** INSTRUCTION **
Copy the listing below in full and skip every picture.
Begin
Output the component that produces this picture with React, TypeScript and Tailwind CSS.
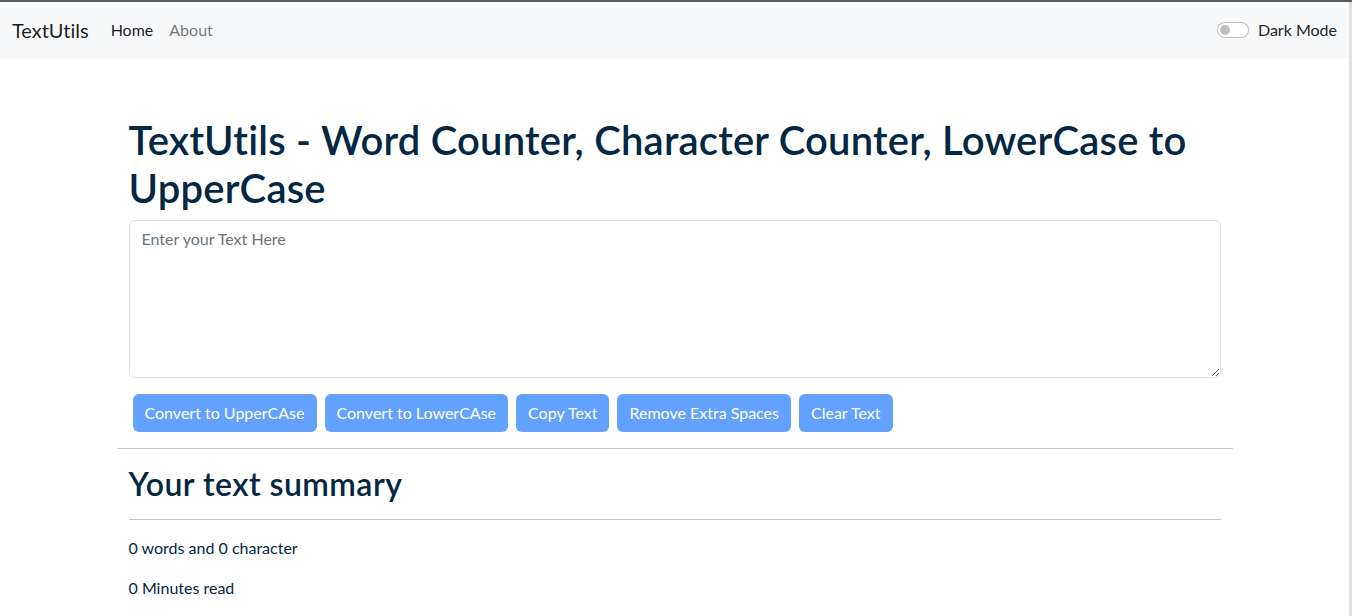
export default function App() {
  const buttons = [
    "Convert to UpperCAse",
    "Convert to LowerCAse",
    "Copy Text",
    "Remove Extra Spaces",
    "Clear Text",
  ];

  return (
    <div className="min-h-screen bg-white flex flex-col font-['Segoe_UI','Lato',sans-serif] [font-variant-ligatures:none] text-[#212529]">
      <div className="h-[2px] bg-[#5c5c5c]" />
      <div className="flex flex-1">
        <div className="flex-1">
          {/* navbar */}
          <nav className="h-[56px] bg-[#f8f9fa] flex items-center justify-between px-3">
            <div className="flex items-center">
              <span className="text-[20px] text-black/90 mr-[14px]">TextUtils</span>
              <a className="px-2 text-[16px] text-black/90">Home</a>
              <a className="px-2 text-[16px] text-black/55">About</a>
            </div>
            <div className="flex items-center">
              <div className="w-[32px] h-[16px] rounded-full border border-black/25 bg-white flex items-center px-[2px] mr-[9px]">
                <div className="w-[10px] h-[10px] rounded-full bg-[#bfbfbf]" />
              </div>
              <span className="text-[16px]">Dark Mode</span>
            </div>
          </nav>

          {/* alert placeholder */}
          <div className="h-[50px]" />

          <div className="mx-auto max-w-[1140px] px-3 mt-2 text-[#042743]">
            <div className="px-3">
              <h1 className="text-[40px] leading-[48px] font-semibold tracking-[0.2px] mb-2">
                TextUtils - Word Counter, Character Counter, LowerCase to UpperCase
              </h1>
              <textarea
                className="block w-full h-[158px] border border-[#dee2e6] rounded-md px-3 py-1.5 text-[16px] leading-6 mb-4 placeholder:text-[#6c757d] outline-none"
                placeholder="Enter your Text Here"
              />
              <div className="flex gap-2 ml-1">
                {buttons.map((b) => (
                  <button
                    key={b}
                    className="h-[38px] px-3 rounded-md bg-[#62a1fe] text-white text-[16px]"
                  >
                    {b}
                  </button>
                ))}
              </div>
            </div>
            <hr className="mt-4 border-t border-[#042743]/25" />
            <div className="px-3">
              <h2 className="mt-4 text-[32px] leading-[38px] font-semibold tracking-[0.45px]">Your text summary</h2>
              <hr className="my-4 border-t border-[#042743]/25" />
              <p className="text-[16px] leading-6 mb-4">0 words and 0 character</p>
              <p className="text-[16px] leading-6 mb-4">0 Minutes read</p>
            </div>
          </div>
        </div>
        <div className="w-[3px] bg-[#e1e1e1]" />
      </div>
    </div>
  );
}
End
** RESULT **
Output the component that produces this picture with React, TypeScript and Tailwind CSS.
export default function App() {
  const buttons = [
    "Convert to UpperCAse",
    "Convert to LowerCAse",
    "Copy Text",
    "Remove Extra Spaces",
    "Clear Text",
  ];

  return (
    <div className="min-h-screen bg-white flex flex-col font-['Segoe_UI','Lato',sans-serif] [font-variant-ligatures:none] text-[#212529]">
      <div className="h-[2px] bg-[#5c5c5c]" />
      <div className="flex flex-1">
        <div className="flex-1">
          {/* navbar */}
          <nav className="h-[56px] bg-[#f8f9fa] flex items-center justify-between px-3">
            <div className="flex items-center">
              <span className="text-[20px] text-black/90 mr-[14px]">TextUtils</span>
              <a className="px-2 text-[16px] text-black/90">Home</a>
              <a className="px-2 text-[16px] text-black/55">About</a>
            </div>
            <div className="flex items-center">
              <div className="w-[32px] h-[16px] rounded-full border border-black/25 bg-white flex items-center px-[2px] mr-[9px]">
                <div className="w-[10px] h-[10px] rounded-full bg-[#bfbfbf]" />
              </div>
              <span className="text-[16px]">Dark Mode</span>
            </div>
          </nav>

          {/* alert placeholder */}
          <div className="h-[50px]" />

          <div className="mx-auto max-w-[1140px] px-3 mt-2 text-[#042743]">
            <div className="px-3">
              <h1 className="text-[40px] leading-[48px] font-semibold tracking-[0.2px] mb-2">
                TextUtils - Word Counter, Character Counter, LowerCase to UpperCase
              </h1>
              <textarea
                className="block w-full h-[158px] border border-[#dee2e6] rounded-md px-3 py-1.5 text-[16px] leading-6 mb-4 placeholder:text-[#6c757d] outline-none"
                placeholder="Enter your Text Here"
              />
              <div className="flex gap-2 ml-1">
                {buttons.map((b) => (
                  <button
                    key={b}
                    className="h-[38px] px-3 rounded-md bg-[#62a1fe] text-white text-[16px]"
                  >
                    {b}
                  </button>
                ))}
              </div>
            </div>
            <hr className="mt-4 border-t border-[#042743]/25" />
            <div className="px-3">
              <h2 className="mt-4 text-[32px] leading-[38px] font-semibold tracking-[0.45px]">Your text summary</h2>
              <hr className="my-4 border-t border-[#042743]/25" />
              <p className="text-[16px] leading-6 mb-4">0 words and 0 character</p>
              <p className="text-[16px] leading-6 mb-4">0 Minutes read</p>
            </div>
          </div>
        </div>
        <div className="w-[3px] bg-[#e1e1e1]" />
      </div>
    </div>
  );
}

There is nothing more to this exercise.